基于DSDL数据的训练推理(Pytorch)
这里以MNIST为例,展示dsdl如何在Pytorch框架上进行训练。
1. 初始化Dataset
dsdl提供了DSDLDataset类,可以很好的支持Pytorch训练,只需要dsdl的yaml文件和location config,即可初始化一个DSDLDataset类,代码如下:
from dsdl.dataset import DSDLDataset
loc_config = dict(
type="LocalFileReader",
working_dir="path to MNIST original"
)
train_yaml = "path to MNIST dsdl train yaml file"
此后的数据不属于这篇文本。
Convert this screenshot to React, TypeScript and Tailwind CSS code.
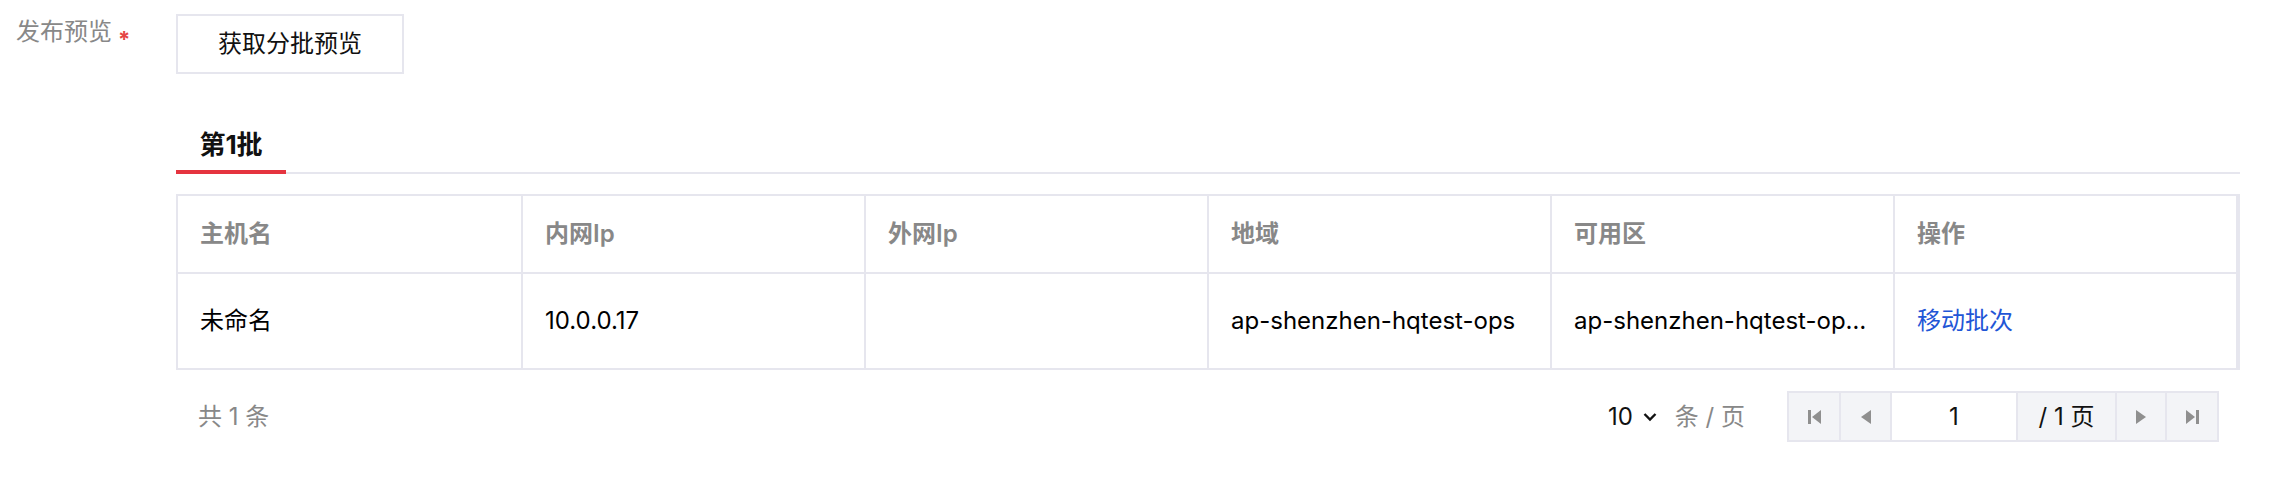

val_yaml = "path to MNIST dsdl val yaml file"
fields_list = ["Image", "Label"]
ds_train = DSDLDataset(dsdl_yaml=train_yaml, location_config=loc_config, required_fields=fields_list)
ds_val = DSDLDataset(dsdl_yaml=val_yaml, location_config=loc_config, required_fields=fields_list)
代码中,field_list参数是用来告诉程序,用户所需要的字段是哪些(如果没有给定的话,会默认提取主要字段),这里我们以分类任务为例,提取数据的'Image', 'Label'两个字段。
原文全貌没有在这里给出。